- [Required work]: Check every line of the material below for the string "with", and return the ones that have it.

- [Data block]:
begin
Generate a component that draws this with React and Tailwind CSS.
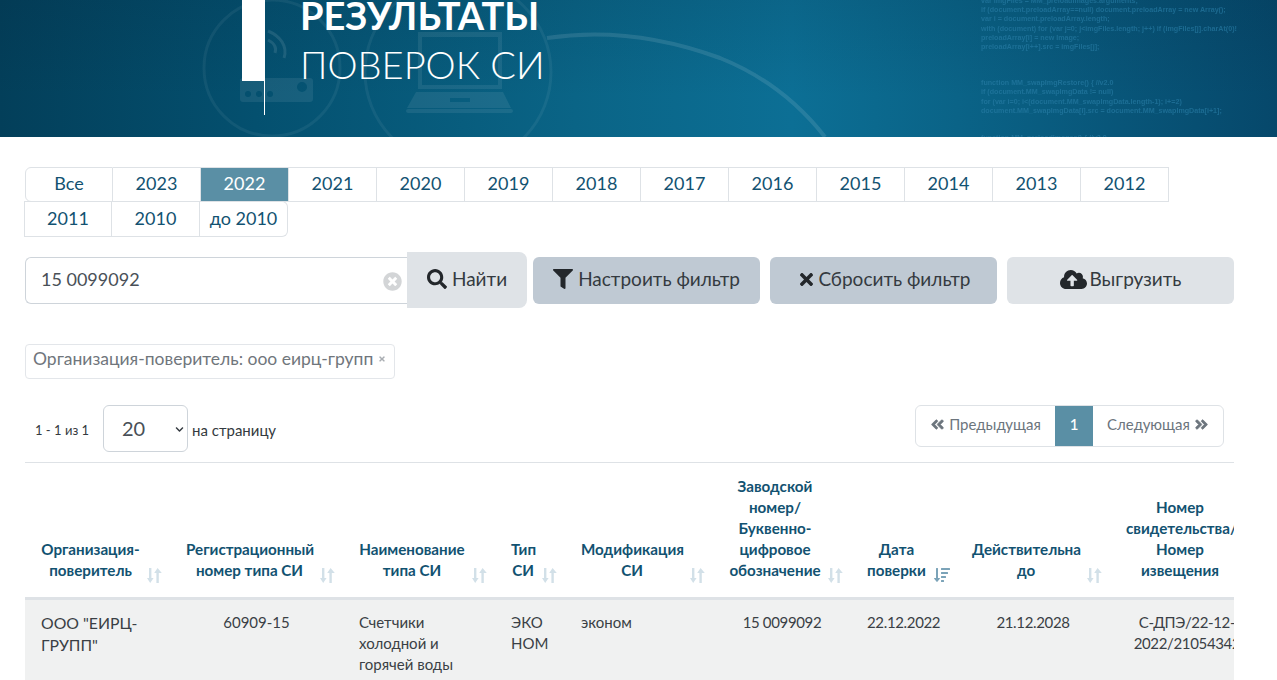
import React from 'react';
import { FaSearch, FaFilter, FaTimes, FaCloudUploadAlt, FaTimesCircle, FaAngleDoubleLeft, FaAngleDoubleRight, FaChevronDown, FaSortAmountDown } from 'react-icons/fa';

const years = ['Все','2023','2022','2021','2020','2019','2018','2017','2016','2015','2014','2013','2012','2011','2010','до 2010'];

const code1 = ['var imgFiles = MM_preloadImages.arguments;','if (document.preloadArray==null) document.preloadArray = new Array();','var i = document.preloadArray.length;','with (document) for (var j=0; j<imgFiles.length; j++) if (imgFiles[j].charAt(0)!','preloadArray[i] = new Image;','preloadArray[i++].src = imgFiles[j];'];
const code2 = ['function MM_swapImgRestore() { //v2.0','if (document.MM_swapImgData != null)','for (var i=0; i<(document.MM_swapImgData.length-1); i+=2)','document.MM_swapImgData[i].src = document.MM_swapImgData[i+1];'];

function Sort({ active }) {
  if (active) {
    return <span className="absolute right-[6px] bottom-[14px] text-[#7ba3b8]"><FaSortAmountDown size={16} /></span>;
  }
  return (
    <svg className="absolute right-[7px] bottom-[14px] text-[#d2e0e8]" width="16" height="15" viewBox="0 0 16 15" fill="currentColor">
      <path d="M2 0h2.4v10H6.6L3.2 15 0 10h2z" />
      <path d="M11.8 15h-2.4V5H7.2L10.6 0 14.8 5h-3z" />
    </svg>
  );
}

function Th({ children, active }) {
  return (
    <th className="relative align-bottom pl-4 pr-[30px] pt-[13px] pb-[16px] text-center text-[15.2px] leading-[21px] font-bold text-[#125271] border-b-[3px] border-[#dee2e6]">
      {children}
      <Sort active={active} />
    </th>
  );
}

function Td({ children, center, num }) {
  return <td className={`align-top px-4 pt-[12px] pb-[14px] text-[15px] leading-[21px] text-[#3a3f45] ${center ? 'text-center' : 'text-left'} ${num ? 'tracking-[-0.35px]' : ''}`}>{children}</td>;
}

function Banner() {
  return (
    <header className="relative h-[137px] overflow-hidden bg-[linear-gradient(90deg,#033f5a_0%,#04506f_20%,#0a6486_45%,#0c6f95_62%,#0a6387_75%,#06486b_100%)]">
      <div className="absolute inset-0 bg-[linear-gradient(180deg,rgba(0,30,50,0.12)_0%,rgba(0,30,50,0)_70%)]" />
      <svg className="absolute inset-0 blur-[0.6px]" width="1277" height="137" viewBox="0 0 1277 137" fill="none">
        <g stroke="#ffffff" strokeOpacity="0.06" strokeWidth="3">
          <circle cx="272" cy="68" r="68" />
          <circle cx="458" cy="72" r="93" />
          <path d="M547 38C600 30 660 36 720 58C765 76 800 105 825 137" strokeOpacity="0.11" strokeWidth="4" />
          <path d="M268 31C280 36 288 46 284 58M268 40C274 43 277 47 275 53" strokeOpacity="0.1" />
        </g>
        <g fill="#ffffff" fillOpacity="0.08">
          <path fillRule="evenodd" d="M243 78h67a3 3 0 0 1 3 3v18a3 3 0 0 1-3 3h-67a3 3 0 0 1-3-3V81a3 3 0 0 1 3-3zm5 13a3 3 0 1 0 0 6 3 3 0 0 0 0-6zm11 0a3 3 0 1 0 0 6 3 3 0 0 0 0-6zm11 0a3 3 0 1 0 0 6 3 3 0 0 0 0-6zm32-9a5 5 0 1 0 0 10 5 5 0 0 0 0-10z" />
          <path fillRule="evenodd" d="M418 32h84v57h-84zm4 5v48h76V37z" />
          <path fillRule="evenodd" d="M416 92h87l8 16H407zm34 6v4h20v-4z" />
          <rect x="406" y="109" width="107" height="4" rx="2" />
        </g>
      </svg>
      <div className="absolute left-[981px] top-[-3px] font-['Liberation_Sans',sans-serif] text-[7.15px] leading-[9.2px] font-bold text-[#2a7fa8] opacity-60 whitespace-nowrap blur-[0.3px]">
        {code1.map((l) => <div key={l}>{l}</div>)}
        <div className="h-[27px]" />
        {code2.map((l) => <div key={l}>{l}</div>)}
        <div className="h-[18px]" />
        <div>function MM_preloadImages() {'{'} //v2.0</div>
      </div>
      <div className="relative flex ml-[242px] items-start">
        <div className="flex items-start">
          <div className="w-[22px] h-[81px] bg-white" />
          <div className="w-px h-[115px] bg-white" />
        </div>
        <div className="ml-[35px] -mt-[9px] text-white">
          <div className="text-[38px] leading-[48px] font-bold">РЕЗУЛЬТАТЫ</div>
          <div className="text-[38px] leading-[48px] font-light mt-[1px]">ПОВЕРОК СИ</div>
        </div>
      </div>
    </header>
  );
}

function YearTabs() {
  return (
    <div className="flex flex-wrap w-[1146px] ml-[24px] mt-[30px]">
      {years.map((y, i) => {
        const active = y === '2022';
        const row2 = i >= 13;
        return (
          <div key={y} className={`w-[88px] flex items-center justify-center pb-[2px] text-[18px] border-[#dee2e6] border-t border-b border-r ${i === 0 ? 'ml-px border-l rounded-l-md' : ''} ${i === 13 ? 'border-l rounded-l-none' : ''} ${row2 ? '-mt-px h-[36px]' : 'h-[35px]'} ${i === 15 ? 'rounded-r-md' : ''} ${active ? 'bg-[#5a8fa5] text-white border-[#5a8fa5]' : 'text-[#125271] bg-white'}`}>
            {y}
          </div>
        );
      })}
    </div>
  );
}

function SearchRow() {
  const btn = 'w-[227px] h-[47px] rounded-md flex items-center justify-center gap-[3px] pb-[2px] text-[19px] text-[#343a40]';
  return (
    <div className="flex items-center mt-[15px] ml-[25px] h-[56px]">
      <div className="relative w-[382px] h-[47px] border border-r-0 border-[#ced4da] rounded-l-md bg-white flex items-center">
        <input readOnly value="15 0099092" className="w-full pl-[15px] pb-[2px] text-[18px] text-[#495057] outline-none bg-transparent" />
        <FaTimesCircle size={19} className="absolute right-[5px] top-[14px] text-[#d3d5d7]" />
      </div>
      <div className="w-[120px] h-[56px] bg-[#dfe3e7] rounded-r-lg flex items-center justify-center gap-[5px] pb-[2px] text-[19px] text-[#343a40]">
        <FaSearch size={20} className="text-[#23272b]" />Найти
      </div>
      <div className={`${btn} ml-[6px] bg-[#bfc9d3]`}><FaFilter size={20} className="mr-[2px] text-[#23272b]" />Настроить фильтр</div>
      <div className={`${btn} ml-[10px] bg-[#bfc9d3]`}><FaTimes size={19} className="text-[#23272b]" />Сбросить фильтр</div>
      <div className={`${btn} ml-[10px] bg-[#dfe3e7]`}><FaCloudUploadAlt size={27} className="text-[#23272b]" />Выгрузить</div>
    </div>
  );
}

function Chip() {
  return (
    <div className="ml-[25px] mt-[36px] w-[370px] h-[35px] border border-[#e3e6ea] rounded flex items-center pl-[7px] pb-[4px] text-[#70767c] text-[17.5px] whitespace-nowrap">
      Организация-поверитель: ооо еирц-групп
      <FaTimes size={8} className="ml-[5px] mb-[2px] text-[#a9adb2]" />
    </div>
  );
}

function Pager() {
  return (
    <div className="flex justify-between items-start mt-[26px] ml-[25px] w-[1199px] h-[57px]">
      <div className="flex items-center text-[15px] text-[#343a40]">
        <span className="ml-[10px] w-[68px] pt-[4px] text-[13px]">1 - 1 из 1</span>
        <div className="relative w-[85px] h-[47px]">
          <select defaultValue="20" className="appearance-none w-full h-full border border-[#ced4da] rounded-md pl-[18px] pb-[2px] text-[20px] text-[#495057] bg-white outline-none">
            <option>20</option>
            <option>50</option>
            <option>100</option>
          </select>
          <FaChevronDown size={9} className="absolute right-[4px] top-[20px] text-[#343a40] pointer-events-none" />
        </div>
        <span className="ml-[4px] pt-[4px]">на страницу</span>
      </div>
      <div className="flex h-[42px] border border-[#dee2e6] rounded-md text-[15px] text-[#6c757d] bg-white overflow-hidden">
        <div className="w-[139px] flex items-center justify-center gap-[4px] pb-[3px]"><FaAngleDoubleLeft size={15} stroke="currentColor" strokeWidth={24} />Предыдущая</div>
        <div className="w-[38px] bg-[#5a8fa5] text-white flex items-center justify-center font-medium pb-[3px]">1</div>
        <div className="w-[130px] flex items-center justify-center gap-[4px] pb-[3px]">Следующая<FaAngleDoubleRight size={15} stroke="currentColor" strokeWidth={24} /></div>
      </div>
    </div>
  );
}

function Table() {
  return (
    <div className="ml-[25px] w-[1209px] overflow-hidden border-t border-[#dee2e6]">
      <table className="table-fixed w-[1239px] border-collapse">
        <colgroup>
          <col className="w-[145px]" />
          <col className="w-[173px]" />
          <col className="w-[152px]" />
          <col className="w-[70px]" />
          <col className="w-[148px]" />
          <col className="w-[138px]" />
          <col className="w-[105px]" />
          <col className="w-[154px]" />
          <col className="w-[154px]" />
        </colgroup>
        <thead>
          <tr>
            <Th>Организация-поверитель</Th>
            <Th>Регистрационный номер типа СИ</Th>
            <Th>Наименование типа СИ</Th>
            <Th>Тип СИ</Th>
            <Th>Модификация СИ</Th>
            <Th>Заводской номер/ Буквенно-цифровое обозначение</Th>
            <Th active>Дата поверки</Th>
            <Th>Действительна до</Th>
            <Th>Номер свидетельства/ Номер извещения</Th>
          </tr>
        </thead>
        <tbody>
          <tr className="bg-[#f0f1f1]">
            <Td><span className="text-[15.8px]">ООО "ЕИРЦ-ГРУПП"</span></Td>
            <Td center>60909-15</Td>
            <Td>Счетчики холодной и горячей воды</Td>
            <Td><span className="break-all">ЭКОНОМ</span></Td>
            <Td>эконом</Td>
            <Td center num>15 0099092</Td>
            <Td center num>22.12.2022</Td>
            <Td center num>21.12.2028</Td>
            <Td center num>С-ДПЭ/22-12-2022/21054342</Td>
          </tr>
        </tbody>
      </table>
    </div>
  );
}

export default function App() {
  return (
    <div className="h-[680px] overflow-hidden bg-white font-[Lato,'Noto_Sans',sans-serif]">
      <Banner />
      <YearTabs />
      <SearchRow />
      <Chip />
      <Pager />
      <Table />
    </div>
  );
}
end
- [Solution for this task]:
Generate a component that draws this with React and Tailwind CSS.
const code1 = ['var imgFiles = MM_preloadImages.arguments;','if (document.preloadArray==null) document.preloadArray = new Array();','var i = document.preloadArray.length;','with (document) for (var j=0; j<imgFiles.length; j++) if (imgFiles[j].charAt(0)!','preloadArray[i] = new Image;','preloadArray[i++].src = imgFiles[j];'];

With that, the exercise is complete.